> INSTRUCTION
Copy out all the lines where "styles" shows up.

> DATA PROVIDED
-- start --
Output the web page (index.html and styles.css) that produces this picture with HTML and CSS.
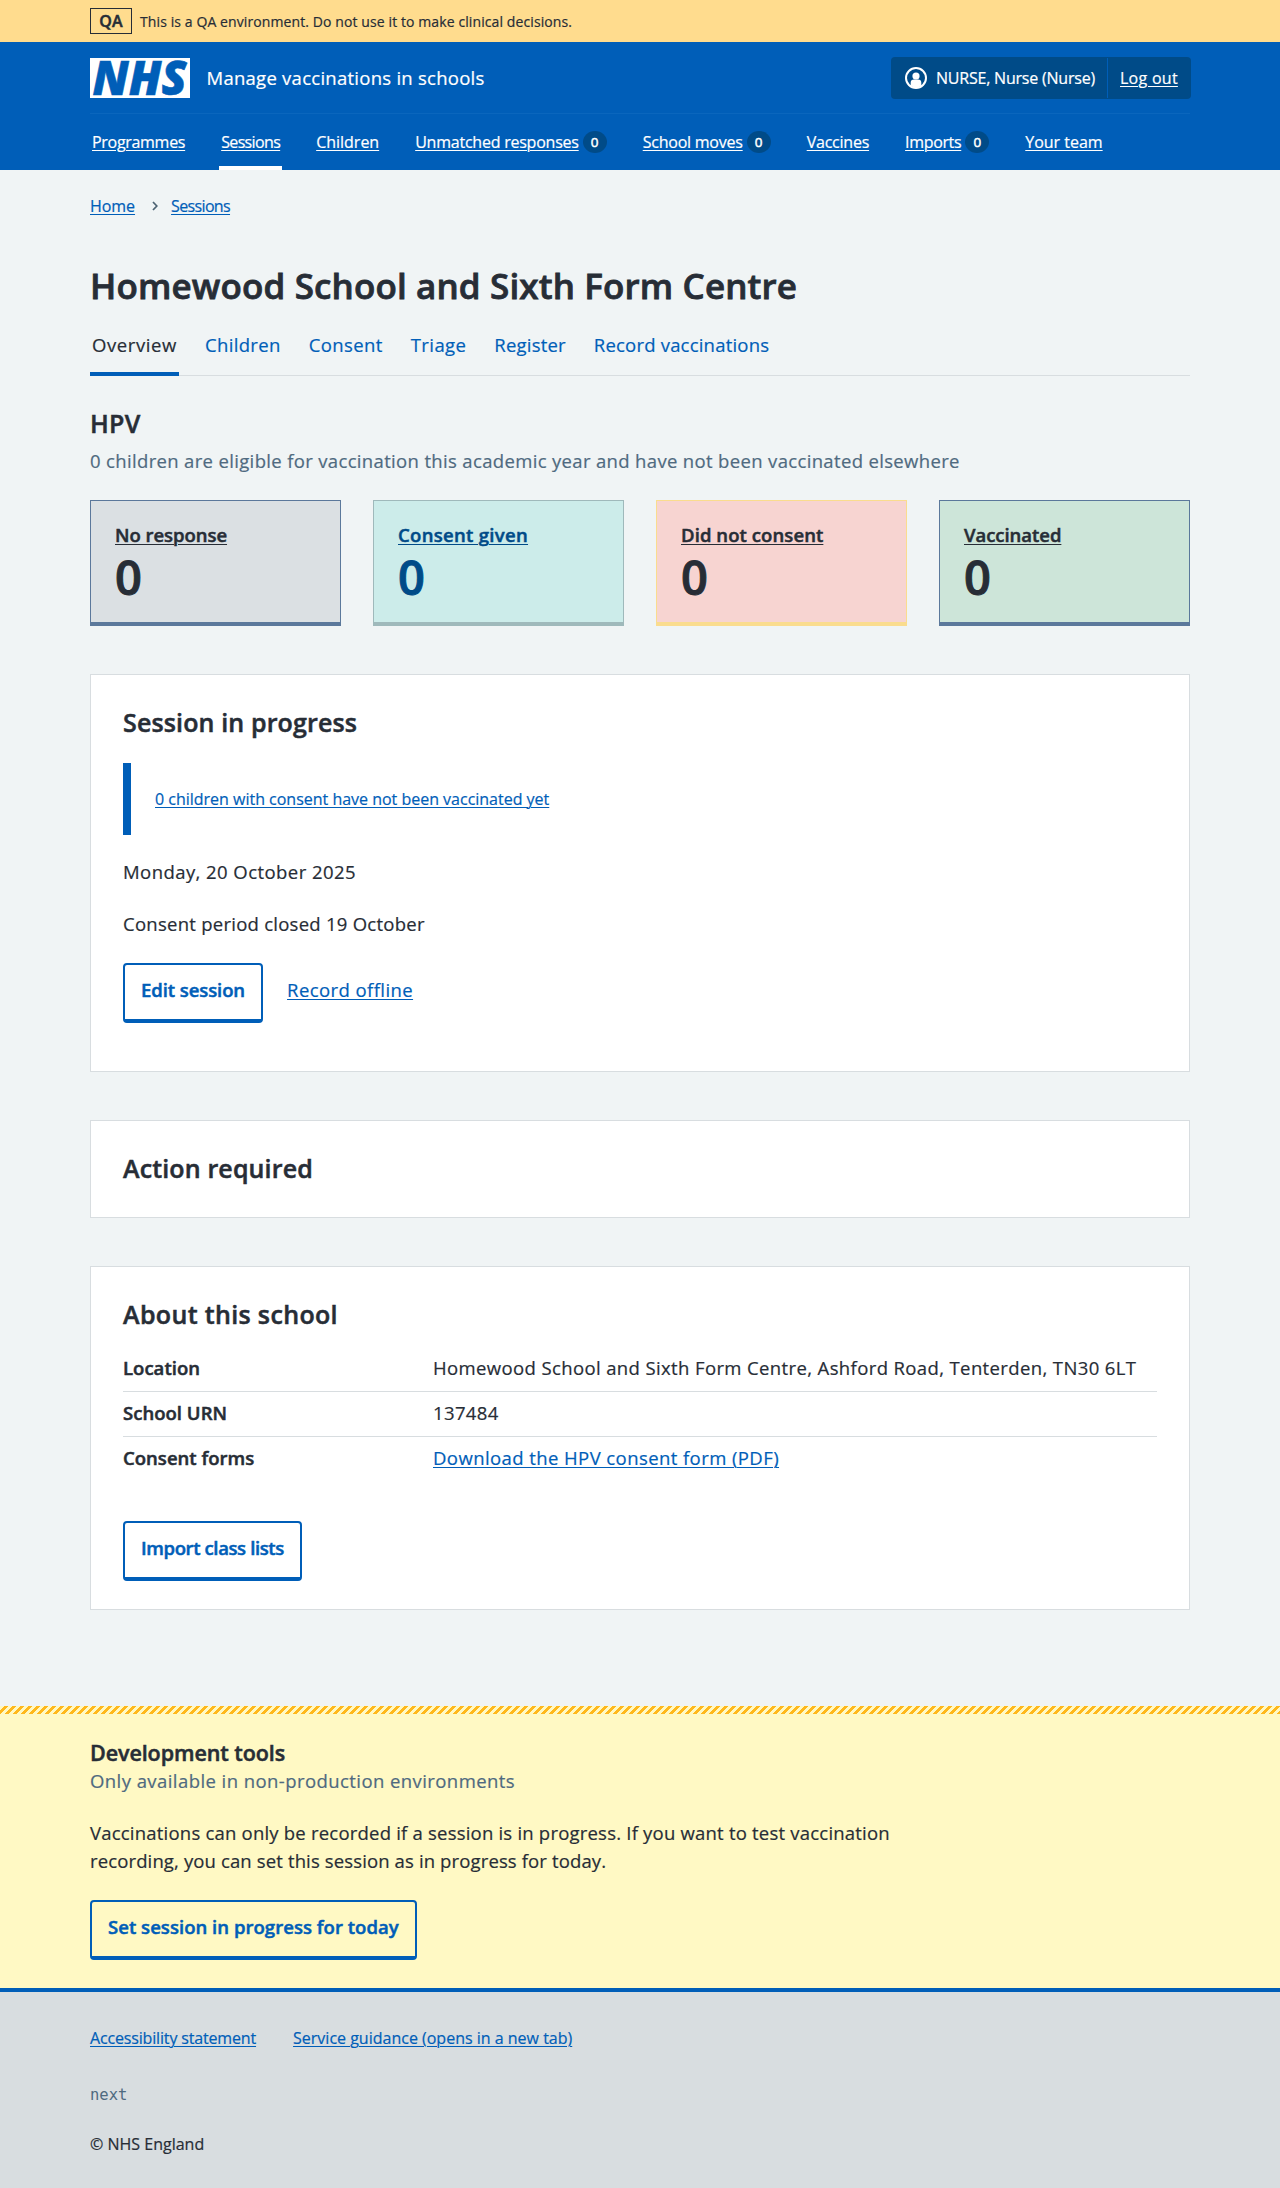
FILE: index.html
```html
<!DOCTYPE html>
<html lang="en">
<head>
<meta charset="utf-8">
<title>Homewood School and Sixth Form Centre – Manage vaccinations in schools</title>
<link rel="stylesheet" href="styles.css">
</head>
<body>
<div class="environment">
  <div class="container environment__inner">
    <strong class="environment__tag">QA</strong>
    <span class="environment__text">This is a QA environment. Do not use it to make clinical decisions.</span>
  </div>
</div>

<header class="header">
  <div class="container">
    <div class="header__top">
      <svg class="logo" width="100" height="40" viewBox="0 0 100 40" role="img" aria-label="NHS">
        <rect width="100" height="40" fill="#fff"/>
        <text class="logo__text" x="2.5" y="37" textLength="94" lengthAdjust="spacingAndGlyphs">NHS</text>
      </svg>
      <a class="header__service" href="#">Manage vaccinations in schools</a>
      <div class="account">
        <div class="account__user">
          <svg width="22" height="22" viewBox="0 0 22 22" aria-hidden="true">
            <circle cx="11" cy="11" r="10" fill="none" stroke="#fff" stroke-width="2"/>
            <circle cx="11" cy="9" r="3.6" fill="#fff"/>
            <path d="M5.7 18.5v-2.7a3.3 3.3 0 0 1 3.3-3.3h4a3.3 3.3 0 0 1 3.3 3.3v2.7A9.5 9.5 0 0 1 11 21a9.5 9.5 0 0 1-5.3-2.5z" fill="#fff"/>
          </svg>
          <span>NURSE, Nurse (Nurse)</span>
        </div>
        <div class="account__logout"><a href="#">Log out</a></div>
      </div>
    </div>
    <nav class="nav">
      <div class="nav__item"><a href="#">Programmes</a></div>
      <div class="nav__item nav__item--current"><a href="#">Sessions</a></div>
      <div class="nav__item"><a href="#">Children</a></div>
      <div class="nav__item"><a href="#">Unmatched responses</a><span class="count">0</span></div>
      <div class="nav__item"><a href="#">School moves</a><span class="count">0</span></div>
      <div class="nav__item"><a href="#">Vaccines</a></div>
      <div class="nav__item"><a href="#">Imports</a><span class="count">0</span></div>
      <div class="nav__item"><a href="#">Your team</a></div>
    </nav>
  </div>
</header>

<main class="container main">
  <nav class="breadcrumb">
    <a href="#">Home</a>
    <svg width="6" height="10" viewBox="0 0 6 10" aria-hidden="true"><path d="M1 1l3.8 4L1 9" fill="none" stroke="#4c6272" stroke-width="1.7"/></svg>
    <a href="#">Sessions</a>
  </nav>

  <h1 class="title">Homewood School and Sixth Form Centre</h1>

  <nav class="tabs">
    <a class="tabs__link tabs__link--current" href="#">Overview</a>
    <a class="tabs__link" href="#">Children</a>
    <a class="tabs__link" href="#">Consent</a>
    <a class="tabs__link" href="#">Triage</a>
    <a class="tabs__link" href="#">Register</a>
    <a class="tabs__link" href="#">Record vaccinations</a>
  </nav>

  <h2 class="heading heading--programme">HPV</h2>
  <p class="caption">0 children are eligible for vaccination this academic year and have not been vaccinated elsewhere</p>

  <div class="stats">
    <div class="stat stat--grey"><a class="stat__label" href="#">No response</a><div class="stat__value">0</div></div>
    <div class="stat stat--aqua"><a class="stat__label" href="#">Consent given</a><div class="stat__value">0</div></div>
    <div class="stat stat--red"><a class="stat__label" href="#">Did not consent</a><div class="stat__value">0</div></div>
    <div class="stat stat--green"><a class="stat__label" href="#">Vaccinated</a><div class="stat__value">0</div></div>
  </div>

  <section class="card card--session">
    <h2 class="heading">Session in progress</h2>
    <div class="inset"><a href="#">0 children with consent have not been vaccinated yet</a></div>
    <p class="text text--date">Monday, 20 October 2025</p>
    <p class="text">Consent period closed 19 October</p>
    <div class="actions">
      <a class="button" href="#">Edit session</a>
      <a class="actions__link" href="#">Record offline</a>
    </div>
  </section>

  <section class="card card--action">
    <h2 class="heading">Action required</h2>
  </section>

  <section class="card card--about">
    <h2 class="heading heading--about">About this school</h2>
    <dl class="summary">
      <div class="summary__row"><dt>Location</dt><dd>Homewood School and Sixth Form Centre, Ashford Road, Tenterden, TN30 6LT</dd></div>
      <div class="summary__row"><dt>School URN</dt><dd>137484</dd></div>
      <div class="summary__row"><dt>Consent forms</dt><dd><a href="#">Download the HPV consent form (PDF)</a></dd></div>
    </dl>
    <a class="button button--import" href="#">Import class lists</a>
  </section>
</main>

<section class="devtools">
  <div class="container">
    <h2 class="devtools__title">Development tools</h2>
    <p class="devtools__caption">Only available in non-production environments</p>
    <p class="devtools__text">Vaccinations can only be recorded if a session is in progress. If you want to test vaccination<br><span class="devtools__line">recording, you can set this session as in progress for today.</span></p>
    <a class="button button--today" href="#">Set session in progress for today</a>
  </div>
</section>

<footer class="footer">
  <div class="container">
    <div class="footer__links">
      <a class="footer__link--accessibility" href="#">Accessibility statement</a>
      <a href="#">Service guidance (opens in a new tab)</a>
    </div>
    <p class="footer__version">next</p>
    <p class="footer__copyright">© NHS England</p>
  </div>
</footer>
</body>
</html>
```
FILE: styles.css
```css
* { box-sizing: border-box; }

body {
  margin: 0;
  background: #f0f4f5;
  color: #272d36;
  font: 400 18.5px/28px "Open Sans", "Noto Sans", sans-serif;
  letter-spacing: 0.34px;
  -webkit-text-stroke: 0.2px currentcolor;
}

h1, h2, p, dl, dd { margin: 0; }

h1, h2, dt, .environment__tag, .stat, .button { -webkit-text-stroke-width: 0.5px; }

a {
  color: #005eb8;
  text-decoration: underline;
  text-decoration-thickness: 1px;
  text-underline-offset: 2px;
}

.container { width: 1100px; margin: 0 auto; }

/* Environment banner */
.environment { height: 42px; background: #ffdc8e; }
.environment__inner { display: flex; align-items: flex-start; gap: 8px; padding-top: 8px; }
.environment__tag {
  width: 42px;
  height: 26px;
  border: 1px solid #272d36;
  text-align: center;
  font-size: 16px;
  font-weight: 600;
  line-height: 25px;
  letter-spacing: 0.2px;
}
.environment__text { font-size: 14px; line-height: 27px; letter-spacing: 0.1px; }

/* Header */
.header { height: 128px; background: #005eb8; color: #fff; }
.header a { color: #fff; }
.header__top {
  display: flex;
  align-items: center;
  height: 72px;
  border-bottom: 1px solid #0a66bd;
}
.logo { overflow: visible; }
.logo__text {
  font: italic 800 47.5px "Open Sans", sans-serif;
  letter-spacing: 0;
  fill: #005eb8;
  stroke: #005eb8;
  stroke-width: 0.6px;
}
.header a.header__service {
  margin-left: 16.5px;
  text-decoration: none;
  letter-spacing: 0.26px;
}
.account {
  display: flex;
  align-items: center;
  height: 42px;
  margin: 0 -1px 0 auto;
  border-radius: 4px;
  background: #004b88;
  font-size: 16px;
  line-height: 24px;
  letter-spacing: -0.21px;
}
.account__user {
  display: flex;
  align-items: center;
  gap: 9px;
  width: 217px;
  height: 40px;
  padding-left: 14px;
  border-right: 1px solid #005eb8;
}
.account__logout { width: 83px; padding-left: 12px; letter-spacing: 0.27px; }

.nav { display: flex; gap: 32px; font-size: 16px; line-height: 24px; }
.nav__item {
  display: flex;
  height: 56px;
  padding: 16px 2px 0;
  letter-spacing: -0.23px;
}
.nav__item--current { border-bottom: 4px solid #fff; letter-spacing: -0.64px; }
.nav__item:nth-child(1) { letter-spacing: -0.3px; }
.nav__item:nth-child(3), .nav__item:nth-child(8) { letter-spacing: -0.01px; }
.nav__item:nth-child(7) { letter-spacing: -0.34px; }
.count {
  width: 24px;
  height: 22px;
  margin: 1px 0 0 4px;
  border-radius: 50%;
  background: #004b88;
  text-align: center;
  font-size: 13.5px;
  line-height: 23px;
  letter-spacing: 0;
  -webkit-text-stroke-width: 0.5px;
}

/* Page top */
.main { padding: 24px 0 96px; }
.breadcrumb {
  display: flex;
  align-items: center;
  font-size: 16px;
  line-height: 24px;
  letter-spacing: -0.05px;
}
.breadcrumb svg { margin: 0 13px 0 17px; }
.breadcrumb a:last-child { letter-spacing: -0.64px; }

.title {
  margin-top: 46px;
  font-size: 35px;
  font-weight: 600;
  line-height: 44px;
  letter-spacing: 0.14px;
  -webkit-text-stroke-width: 0.8px;
}

.tabs {
  display: flex;
  gap: 24px;
  height: 45px;
  margin-top: 23px;
  box-shadow: inset 0 -1px #d8dde0;
}
.tabs__link {
  height: 45px;
  padding: 0 2px;
  text-decoration: none;
  letter-spacing: 0.2px;
}
.tabs__link--current { border-bottom: 4px solid #005eb8; color: #272d36; letter-spacing: 0.6px; }
.tabs__link:nth-child(2) { letter-spacing: 0.34px; }
.tabs__link:nth-child(3) { letter-spacing: 0.4px; }
.tabs__link:nth-child(4) { letter-spacing: 0.4px; }

.heading { font-size: 25px; font-weight: 600; line-height: 32px; letter-spacing: 0.14px; }
.heading--programme { margin-top: 31px; letter-spacing: 0.3px; }
.heading--about { letter-spacing: 0.35px; }
.caption { margin-top: 8px; color: #4f6a80; }

/* Statistics */
.stats { display: grid; grid-template-columns: repeat(4, 251px); gap: 32px; margin-top: 25px; }
.stat {
  height: 126px;
  padding: 20px 24px 0;
  border: 1px solid;
  border-bottom-width: 4px;
  font-weight: 600;
}
.stat__label { display: block; width: max-content; color: inherit; letter-spacing: -0.04px; }
.stat__value { font-size: 47px; line-height: 56px; letter-spacing: 0; -webkit-text-stroke-width: 1px; }
.stat--grey { background: #dbe0e3; border-color: #5b789b; }
.stat--aqua { background: #ccecea; border-color: #9fb9bb; color: #004b88; }
.stat--red { background: #f7d4d1; border-color: #fadc8e; }
.stat--green { background: #cde5d9; border-color: #5b789b; }
.stat--aqua .stat__label { letter-spacing: 0.31px; }
.stat--red .stat__label { letter-spacing: 0.08px; }

/* Cards */
.card {
  margin-top: 48px;
  padding: 31px 32px 0;
  border: 1px solid #d8dde0;
  background: #fff;
}
.card--session { height: 398px; }
.card--action { height: 98px; }
.card--about { height: 344px; }

.inset {
  height: 72px;
  margin-top: 25px;
  padding: 24px;
  border-left: 8px solid #005eb8;
  font-size: 16px;
  line-height: 24px;
  letter-spacing: -0.01px;
}
.text { margin-top: 24px; letter-spacing: 0.26px; }
.text--date { margin-top: 23px; letter-spacing: 0.44px; }

.actions { display: flex; align-items: flex-start; gap: 24px; margin-top: 25px; }
.actions__link { padding-top: 13px; letter-spacing: 0.42px; }

.button {
  display: block;
  width: max-content;
  height: 60px;
  padding: 11px 16px 0;
  border: 2px solid #005eb8;
  border-bottom-width: 4px;
  border-radius: 4px;
  font-weight: 600;
  text-decoration: none;
  letter-spacing: -0.08px;
}
.button--import { margin-top: 39px; letter-spacing: -0.38px; }

.summary { margin-top: 17px; }
.summary__row {
  display: grid;
  grid-template-columns: 310px 1fr;
  padding: 7px 0 9px;
  border-bottom: 1px solid #d8dde0;
}
.summary__row:last-child { border-bottom-color: transparent; }
.summary dt { font-weight: 600; letter-spacing: 0.03px; }
.summary dd { letter-spacing: 0.38px; }
.summary dd a { letter-spacing: 0.42px; }

/* Development tools */
.devtools {
  height: 282px;
  padding-top: 33px;
  background:
    linear-gradient(135deg, #fff9c4 25%, #ffb81c 25% 50%, #fff9c4 50% 75%, #ffb81c 75%) 0 0 / 8px 8px repeat-x,
    #fff9c4;
}
.devtools__title { font-size: 21.5px; font-weight: 600; line-height: 28px; letter-spacing: -0.08px; }
.devtools__caption { color: #4f6a80; letter-spacing: 0.43px; }
.devtools__text { margin: 24px 0 25px; letter-spacing: 0.21px; }
.devtools__line { letter-spacing: 0.13px; }
.button--today { letter-spacing: 0.04px; }

/* Footer */
.footer {
  height: 200px;
  padding-top: 34px;
  border-top: 4px solid #005eb8;
  background: #d8dde0;
  font-size: 16px;
  line-height: 24px;
  letter-spacing: 0;
}
.footer__links { display: flex; gap: 37px; }
.footer__link--accessibility { letter-spacing: -0.16px; }
.footer__version {
  margin-top: 33px;
  color: #4f6a80;
  font-family: "DejaVu Sans Mono", monospace;
  font-size: 15.5px;
  -webkit-text-stroke-width: 0;
}
.footer__copyright { margin-top: 25px; }
```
-- end --
> FINAL ANSWER
Output the web page (index.html and styles.css) that produces this picture with HTML and CSS.
<link rel="stylesheet" href="styles.css">
FILE: styles.css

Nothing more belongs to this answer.